For Christians I believe life is a win-win situation. When we don’t have bad things happen, it is a win. When we do have bad things happen, it is also a win because we can grow and become stronger as a result of those difficult times. There is a practical truth to this. When we look back on what helped us become a better person, many times it was a difficult circumstance. There is also a profound spiritual truth to this.

As Paul mentions in Romans, our hope comes alive in suffering. If we truly believe that Jesus overcame both sin and death and one day will return, everything we are experiencing here is temporary. This does not mean I want to go through hard times. It does mean when I go through them I can have confidence this is not the end of the story. I have hope.

This hope actually allows me to face the situation for what it is. I am so thankful Jesus cried at Lazarus’ tomb in John 11. Why? Jesus knew he was going to raise him from the dead. He knew this was not the end of the story. He also knew people were hurting. They loved Lazarus and watching him die was hard and painful. He was able to connect with them and share in their sorrow. He faced reality but was not overwhelmed by the situation. He had confidence in the rest of the story.

When my socks of hope are on, I face reality with confidence. If there is injustice I can stand against it and call it injustice. Why? Because I know Jesus will one day return and make the final judgment. If I have sin in my life I can deal with it effectively. Why? Because I know Jesus died for my sins and conquered sin therefore I can overcome this area of sin in my life. When I see suffering or death I can cry and mourn with those who are mourning. Why? Because this life can be hard however I will not be overwhelmed by grief and sorrow because I know the rest of the story.

Christian hope is not simply being optimistic. It is grounded in the reality of who God is and what Jesus has done. When we let this reality settle all the way down into our socks, we have a profound hope that anchors us. We face reality boldly and we impact our world radically.

Is there something you need to face? Is there a situation you are avoiding or minimizing because your socks of hope have holes in them or haven’t been put on properly? This is when a mentor is really helpful. Talk with someone you respect who has hope in spite of difficult circumstances. They will give you wisdom and insight that will inspire you.

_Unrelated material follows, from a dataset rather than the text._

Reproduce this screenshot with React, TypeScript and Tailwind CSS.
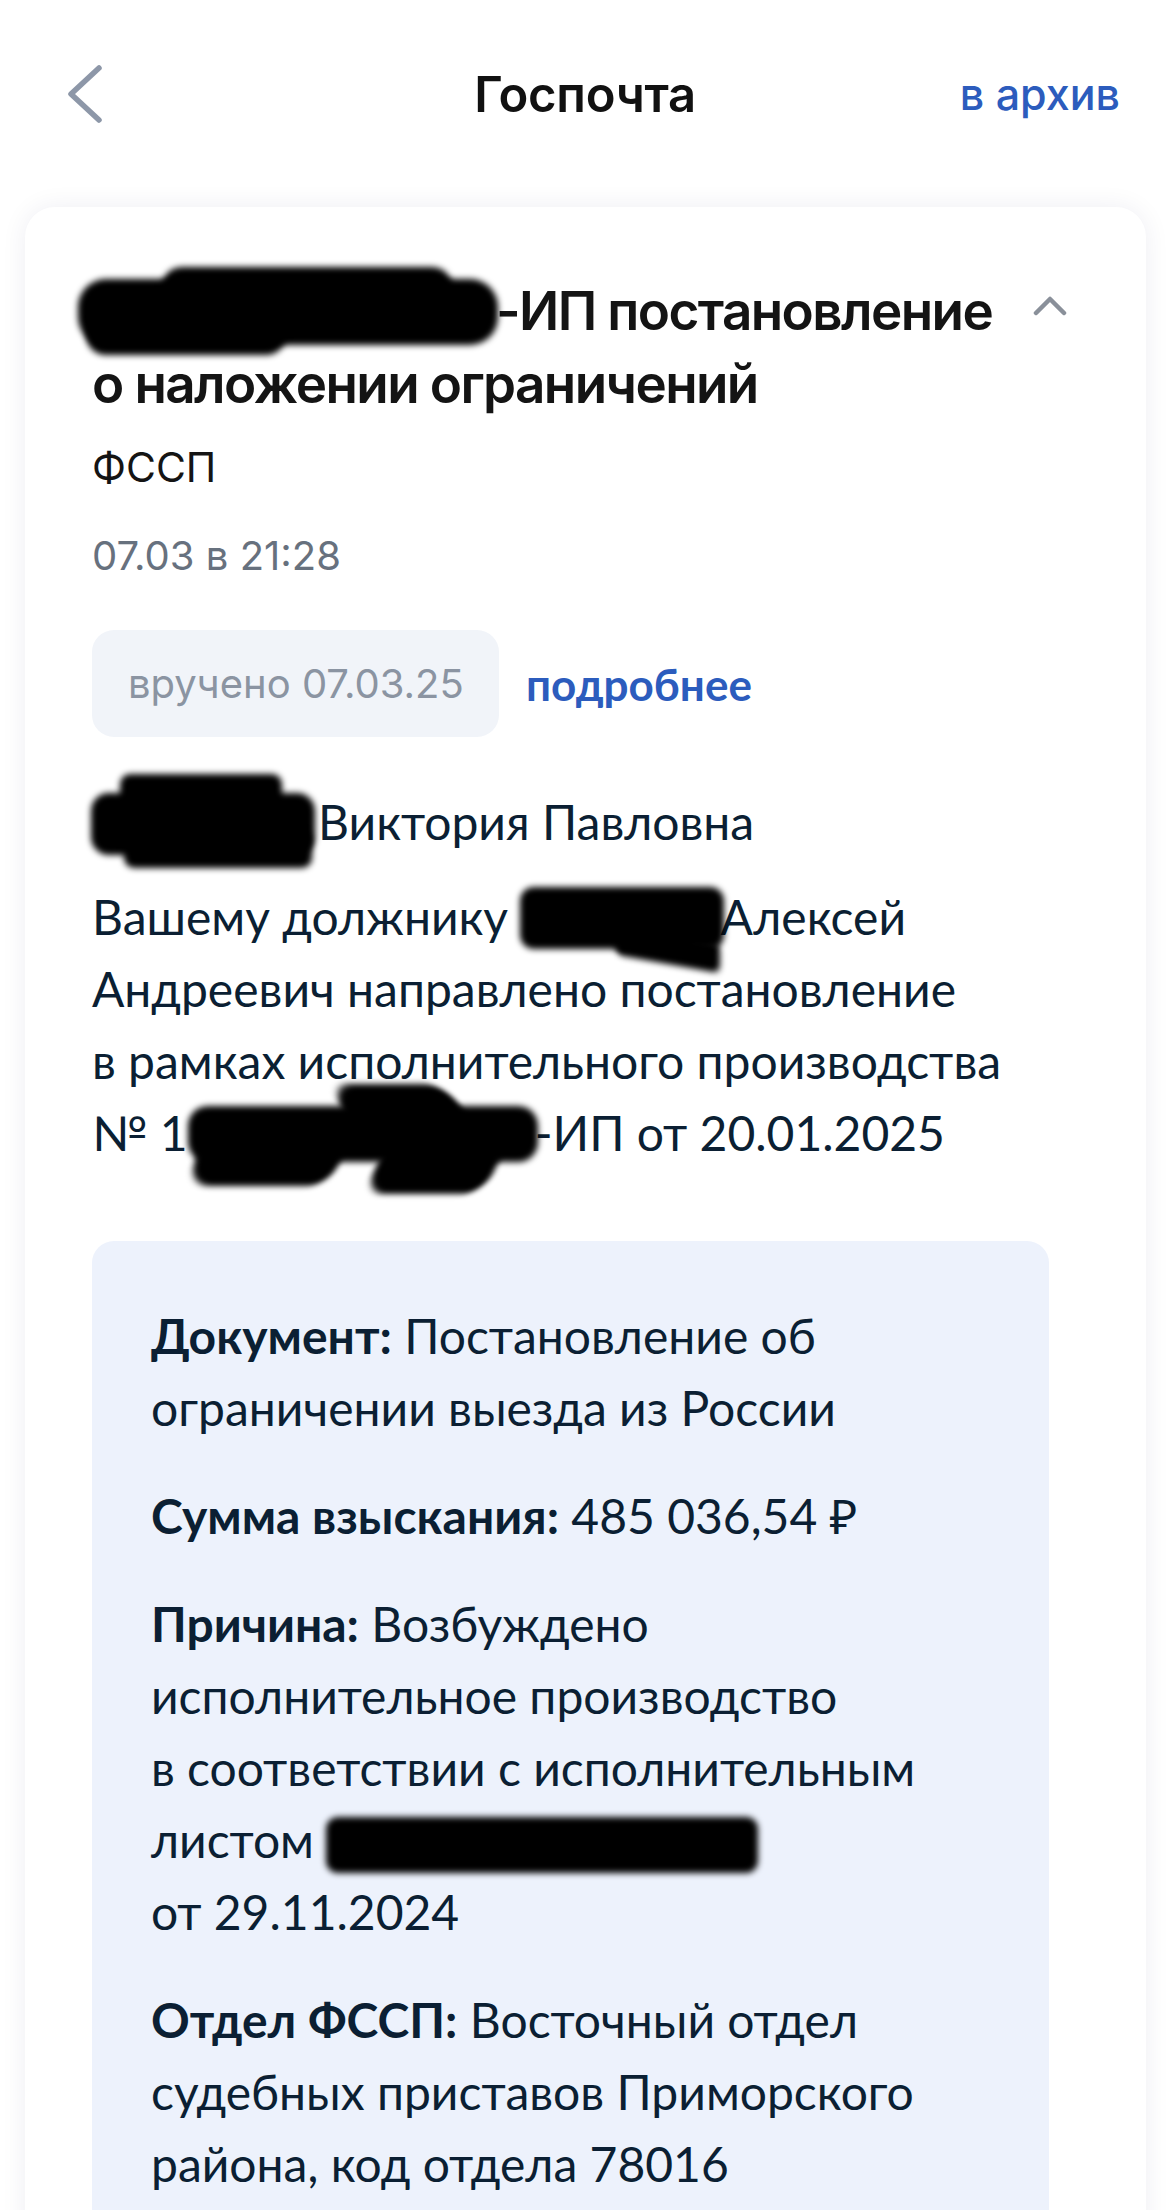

You will need to be in prayer and take the time to really learn what the Bible has to say. God will lead and guide. The result will be a confidence to look at reality and see…hope.





Fighting Indifference

7 01 2014

We have arrived at the highest level of human achievement. Last week we ate in a sports restaurant. It had large screen televisions everywhere but that is not what made this place special. My son came out of the restroom with a look of awe on his face. Yes, there were TVs in the restroom so you didn’t miss a moment of the game. What else could we ask for?

We have to acknowledge the excess we have in our country. Many in the world would have been in awe of the plumbing and stable electricity. Some would be amazed at the TV. Some would just have been happy to not being afraid. Even in our own country some would have been excited at having a full plate of food.

By now you should be feeling guilty. However, I have found operating by guilt is not sustainable and more importantly it is not a healthy way to live.

What we need to do is fight against an attitude of indifference that easily slips in. It is not because we don’t care but because we often don’t experience hardships faced by others. The lack of experience can cause us to go on with our daily lives without pausing to consider the needs of others. This is compounded by our ability to get lost in our “cool stuff” even to the point where a guy wants to go to the bathroom. We end up being more worried if we are connected to Wi-Fi than we are about the poor.

James tells us “Religion that God our Father accepts as pure and faultless is this: to look after orphans and widows in their distress and to keep oneself from being polluted by the world.” (James 1:27, NIV)

Does this mean I can’t go to a sports restaurant with TVs in the bathroom? No but it does mean that I need to be intentional and not become indifferent to the needs around me.

The Church is the best place to help you fight indifference. Just to brag a little about our church, we encourage people to have bags in their cars with basic essential items to give to homeless people and we go as a group on a regular basis to feed the homeless. We also have a team that will be going on a short term mission trip to Ethiopia and one of the things they will be addressing is Human Trafficking. Our church is not unique. There are lots of good healthy churches that seek to engage the community and invite you and me to participate.

On our own we tend to slip into indifference. Be honest. When was the last time you helped a person in need? When was the last time you gave to a charity? When was the last time you volunteered? Having just finished the Christmas season, we had more opportunities than normal to give and help those in need. As we settle into the regular routine, we won’t have as many opportunities handed to us and the chance of becoming indifferent will increase.

So let’s commit to fighting indifference. If you are not plugged into a healthy church find one and seek to serve in an area that helps the community. If you are plugged into a healthy church it is time to get involved. For those who don’t go to church, I encourage you to be intentional about volunteering and giving to an organization that helps make the community stronger.

The price for indifference is that we will have a really cool place to go the bathroom but we will miss the opportunity to make a difference and live a life that counts.